Is Mr. Manning the true conservative? Or is Mr. Levant?

June 12: Tim Hudak, leader of the Ontario Progressive Conservatives, leads his party into another humiliating general-election defeat. Facing a Liberal government that has been in power too long and that most voters have grown tired of, Mr. Hudak ends up turning the election into a referendum on his version of conservatism. He promises to cut Ontario’s way to prosperity, led by a flagship pledge to axe 100,000 public-sector jobs. He says he will create 1 million jobs by getting government out of the way. But the math doesn’t add up, and his platform in built on glaring errors of arithmetic.

Did Mr. Hudak lose because he was a “real” conservative? Or did he lose because he was peddling intellectually stunted ideas that give conservatism a bad name?

December 17: In an unprecedented move, nine MLAs from Alberta’s conservative Wildrose Party – two-thirds of the party caucus – defect to the government. Even Leader of the Opposition Danielle Smith goes over. And not only do the Wildrosers cross the floor, they join the Progressive Conservatives. The PCs have been in power in Edmonton since before the last Ice Age, but they’ve never been seen as a particularly conservative party. Thanks to oil, they done the otherwise impossible – namely, running a low-tax, high-spending government, sometimes with deficits to boot. That’s what led to the creation of Wildrose as a more conservative alternative.

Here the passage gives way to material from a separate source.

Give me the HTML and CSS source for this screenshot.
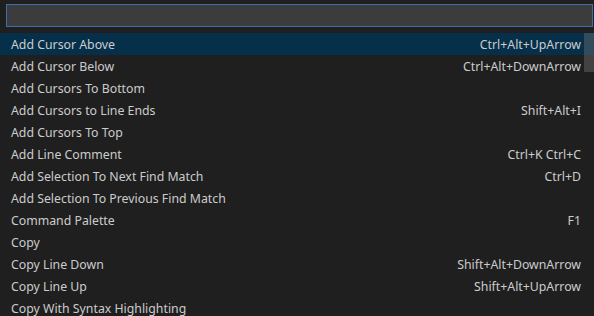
FILE: index.html
```html
<!DOCTYPE html>
<html lang="en">
<head>
    <meta charset="UTF-8">
    <meta name="viewport" content="width=device-width, initial-scale=1.0">
    <title>Command Palette</title>
    <link rel="stylesheet" href="styles.css">
</head>
<body>
    <div class="palette">
        <div class="input-row">
            <input type="text" class="filter-input">
        </div>

        <div class="list">
            <div class="row selected"><span class="label">Add Cursor Above</span><span class="keys">Ctrl+Alt+UpArrow</span></div>
            <div class="row"><span class="label">Add Cursor Below</span><span class="keys">Ctrl+Alt+DownArrow</span></div>
            <div class="row"><span class="label">Add Cursors To Bottom</span><span class="keys"></span></div>
            <div class="row"><span class="label">Add Cursors to Line Ends</span><span class="keys">Shift+Alt+I</span></div>
            <div class="row"><span class="label">Add Cursors To Top</span><span class="keys"></span></div>
            <div class="row"><span class="label">Add Line Comment</span><span class="keys">Ctrl+K Ctrl+C</span></div>
            <div class="row"><span class="label">Add Selection To Next Find Match</span><span class="keys">Ctrl+D</span></div>
            <div class="row"><span class="label">Add Selection To Previous Find Match</span><span class="keys"></span></div>
            <div class="row"><span class="label">Command Palette</span><span class="keys">F1</span></div>
            <div class="row"><span class="label">Copy</span><span class="keys"></span></div>
            <div class="row"><span class="label">Copy Line Down</span><span class="keys">Shift+Alt+DownArrow</span></div>
            <div class="row"><span class="label">Copy Line Up</span><span class="keys">Shift+Alt+UpArrow</span></div>
            <div class="row"><span class="label">Copy With Syntax Highlighting</span><span class="keys"></span></div>
            <div class="scroll-thumb"></div>
        </div>
    </div>
</body>
</html>
```

FILE: styles.css
```css
body {
    margin: 0;
    background-color: #1f1f1f;
    color: #cccccc;
    font-family: "Noto Sans", "Open Sans", sans-serif;
    font-size: 12.3px;
    overflow: hidden;
}
.palette {
    width: 594px;
}
.input-row {
    padding: 4px 1px 0 6px;
}
.filter-input {
    display: block;
    box-sizing: border-box;
    width: 100%;
    height: 23px;
    margin: 0;
    background-color: #3c3c3c;
    border: 1px solid #3f6cad; /* focus border */
    color: #cccccc;
    outline: none;
}
.list {
    position: relative;
    margin-top: 6px;
}
.row {
    display: flex;
    justify-content: space-between;
    align-items: center;
    height: 22px;
    padding: 0 13px 0 11px;
}
.selected {
    background-color: #062f4a;
}
.scroll-thumb {
    position: absolute;
    top: 0;
    right: 0;
    width: 10px;
    height: 39px;
    background-color: rgba(121, 121, 121, 0.4);
}
```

But a fight over what exactly is meant by “conservative,” and who gets to call themselves one, has for two years been tearing Wildrose apart. The new party turned out to be an untenable alliance of conservatives who left the PC Party in part because it was insufficiently social-conservative, and other conservatives who left because it wasn’t especially fiscally or economically conservative.

It wasn’t long before a party that had splintered from the PCs was itself splintering; in November, the party membership voted against a policy statement recognizing the right not to be discriminated against on the basis of sexual orientation. Parts of the socially conservative base were no longer comfortable with the more libertarian Ms. Smith – and Ms. Smith and her allies were no longer comfortable leading such a base.

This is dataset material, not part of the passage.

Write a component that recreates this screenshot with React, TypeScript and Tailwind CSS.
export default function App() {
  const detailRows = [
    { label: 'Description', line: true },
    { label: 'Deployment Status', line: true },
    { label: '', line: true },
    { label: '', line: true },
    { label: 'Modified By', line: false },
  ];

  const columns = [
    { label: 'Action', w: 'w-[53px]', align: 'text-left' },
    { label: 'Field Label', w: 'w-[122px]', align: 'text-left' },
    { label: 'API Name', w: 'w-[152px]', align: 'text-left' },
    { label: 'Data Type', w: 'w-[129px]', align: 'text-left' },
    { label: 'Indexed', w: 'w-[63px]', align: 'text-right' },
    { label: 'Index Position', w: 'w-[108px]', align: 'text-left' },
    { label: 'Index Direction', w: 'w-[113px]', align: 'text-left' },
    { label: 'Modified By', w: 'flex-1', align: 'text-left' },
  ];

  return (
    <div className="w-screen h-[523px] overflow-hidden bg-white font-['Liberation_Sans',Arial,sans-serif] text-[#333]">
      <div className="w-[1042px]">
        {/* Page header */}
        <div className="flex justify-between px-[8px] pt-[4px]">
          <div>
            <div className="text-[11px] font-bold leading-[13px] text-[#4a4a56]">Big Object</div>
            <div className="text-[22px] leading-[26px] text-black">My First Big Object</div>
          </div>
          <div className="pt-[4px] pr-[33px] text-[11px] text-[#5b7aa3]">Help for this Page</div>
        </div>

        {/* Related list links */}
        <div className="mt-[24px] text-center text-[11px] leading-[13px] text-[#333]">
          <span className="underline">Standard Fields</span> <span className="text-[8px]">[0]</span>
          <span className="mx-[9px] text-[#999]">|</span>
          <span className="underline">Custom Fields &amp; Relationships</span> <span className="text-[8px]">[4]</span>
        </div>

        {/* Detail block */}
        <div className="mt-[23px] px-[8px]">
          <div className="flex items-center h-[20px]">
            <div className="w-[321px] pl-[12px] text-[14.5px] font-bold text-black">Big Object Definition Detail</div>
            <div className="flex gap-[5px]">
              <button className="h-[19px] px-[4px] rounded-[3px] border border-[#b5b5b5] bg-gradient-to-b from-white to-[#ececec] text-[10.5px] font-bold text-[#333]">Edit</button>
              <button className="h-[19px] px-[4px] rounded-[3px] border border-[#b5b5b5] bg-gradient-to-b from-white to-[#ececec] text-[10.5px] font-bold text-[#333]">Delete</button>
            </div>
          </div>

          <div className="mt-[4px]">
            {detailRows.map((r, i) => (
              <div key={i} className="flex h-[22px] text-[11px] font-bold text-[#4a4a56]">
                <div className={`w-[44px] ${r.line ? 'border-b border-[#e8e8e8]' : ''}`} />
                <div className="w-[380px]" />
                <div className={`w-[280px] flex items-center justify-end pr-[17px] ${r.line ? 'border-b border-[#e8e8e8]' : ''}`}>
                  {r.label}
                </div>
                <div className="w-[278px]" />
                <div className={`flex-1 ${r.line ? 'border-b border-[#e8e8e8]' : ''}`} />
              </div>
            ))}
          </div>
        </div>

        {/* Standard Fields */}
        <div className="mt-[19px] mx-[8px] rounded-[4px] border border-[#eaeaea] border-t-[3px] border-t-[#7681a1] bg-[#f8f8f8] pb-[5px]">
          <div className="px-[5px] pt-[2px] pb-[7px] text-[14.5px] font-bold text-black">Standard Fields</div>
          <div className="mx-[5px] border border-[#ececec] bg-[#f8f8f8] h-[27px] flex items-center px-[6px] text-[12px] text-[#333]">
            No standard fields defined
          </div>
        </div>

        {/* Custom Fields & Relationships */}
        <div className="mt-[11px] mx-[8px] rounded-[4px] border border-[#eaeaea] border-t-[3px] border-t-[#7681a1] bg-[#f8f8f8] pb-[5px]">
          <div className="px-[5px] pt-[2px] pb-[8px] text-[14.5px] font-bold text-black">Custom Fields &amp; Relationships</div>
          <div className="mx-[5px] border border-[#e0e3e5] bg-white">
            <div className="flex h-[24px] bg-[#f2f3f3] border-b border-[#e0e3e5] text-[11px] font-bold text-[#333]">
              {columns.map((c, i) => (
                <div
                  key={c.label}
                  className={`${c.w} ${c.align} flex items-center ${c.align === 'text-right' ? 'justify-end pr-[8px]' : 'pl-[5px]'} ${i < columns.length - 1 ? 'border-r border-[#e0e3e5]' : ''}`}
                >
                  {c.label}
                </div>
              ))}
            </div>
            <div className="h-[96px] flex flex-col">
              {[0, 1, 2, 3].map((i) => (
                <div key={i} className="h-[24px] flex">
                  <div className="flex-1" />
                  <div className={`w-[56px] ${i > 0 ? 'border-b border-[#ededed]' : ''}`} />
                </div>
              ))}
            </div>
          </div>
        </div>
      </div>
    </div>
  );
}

Will the mass floor crossing lead to a better, more competent Alberta government? Did it strengthen Alberta conservatism, or betray it?

Canadian conservatism has enough room to be a big tent. But even the biggest tent walls can only be stretched so far. Mr. Manning is busy promoting environmental ideas that are, for the moment at least, anathema to Conservative parties, and to one wing of the conservative movement. But those ideas are also at the core of an intellectual conservative movement rooted in evidence, reason and honest analysis rather than faith – a movement that wants to figure out what works and what doesn’t, rather than taking it as dogma that certain fundamental beliefs about life, society and the economy must be true.

The question is whether conservatism will settle intellectual battles, such as the challenge launched by Mr. Manning, by empiricism or by faith. Will his opponents try to present evidence that a carbon tax won’t work, or isn’t necessary? Or will they simply say that to advocate tax solutions to pollution problems is to cast yourself outside the conservative fold?

It had better be the former, because only in institutions built on reason is progress possible. People can change their minds, and their policies. But if someone says with absolute certainty that government must always be smaller and taxes are always bad, what discussion is possible? You can’t argue about matters of faith.

Another question: Does conservatism want to be a movement of ideas, or a political movement of tactics and slogans? Do conservatives sometimes mistake slogans for ideas?

Conservative parties, especially the Conservative government in Ottawa, have eagerly capitalized on all of the advances in the sciences of polling, voter analysis and political marketing. They are pure empiricists when it comes to the tactics of politics, and it has made them fearsomely successful campaigners.

But how committed are Conservatives and conservatives to applying the same empirical approach to governing? How interested are they in figuring out which policies work, which do not, and why – thereby governing better and leading to the creation of more successful policies? The argument has been joined.